Personal information
- Full name: Vigdis Hårsaker
- Born: July 16, 1981 (age 45) Sandefjord, Norway
- Playing position: Right back

Youth career
- Years: Team
- 1995-2000: Sjetne

Senior clubs
- Years: Team
- 2000-2001: Byåsen
- 2001-2003: Toulon VAR HB ASCM
- 2003-2005: Byåsen
- 2001-2003: Larvik
- 2005-2010: Byåsen

National team
- Years: Team / Apps / (Gls)
- 2000-2010: Norway / 133 / (337)

Teams managed
- 2009-2010: Byåsen (player-assistant)
- –: Sjetne (Youth coach)

Medal record
Representing Norway
Women's handball
World Championship
| Silver medal – second place | 2001 Italy | Team competition |
| Silver medal – second place | 2007 France | Team competition |
European Championship
| Silver medal – second place | 2002 Denmark | Team competition |
| Gold medal – first place | 2004 Hungary | Team competition |

= Vigdis Hårsaker =

Norwegian handball player (born 1981)

Vigdis Hårsaker (born July 16, 1981) is a Norwegian former handball player, who played most of her club handball for Byåsen IL.

== Career ==
She first played handball for Sjetne.
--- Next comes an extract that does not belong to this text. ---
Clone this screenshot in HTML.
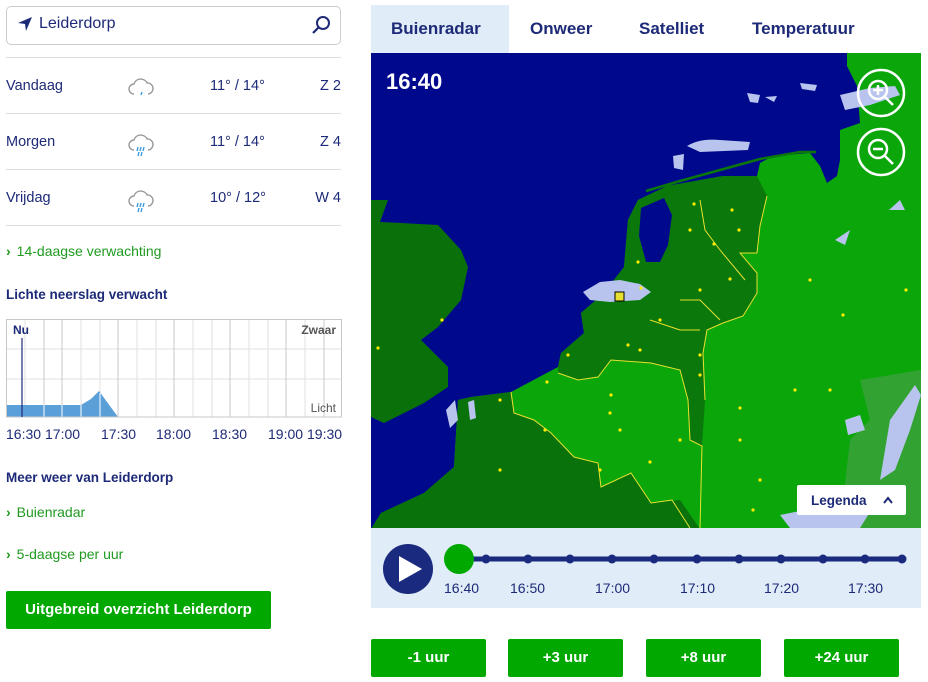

At age 14, she transferred to Byåsen. In the 2002/03 season she was topscorer in the Norwegian league.

She went a year to France to study the language, where she played for Toulon VAR HB ASCM (on loan by Byåsen). Later she played two years in for Larvik HK, where she won the Norwegian Championship and the EHF Cup Winners' Cup. But eventually she would eventually return to Byåsen again. In 2009 she became the player-assistant manager at the club. She retired in 2010.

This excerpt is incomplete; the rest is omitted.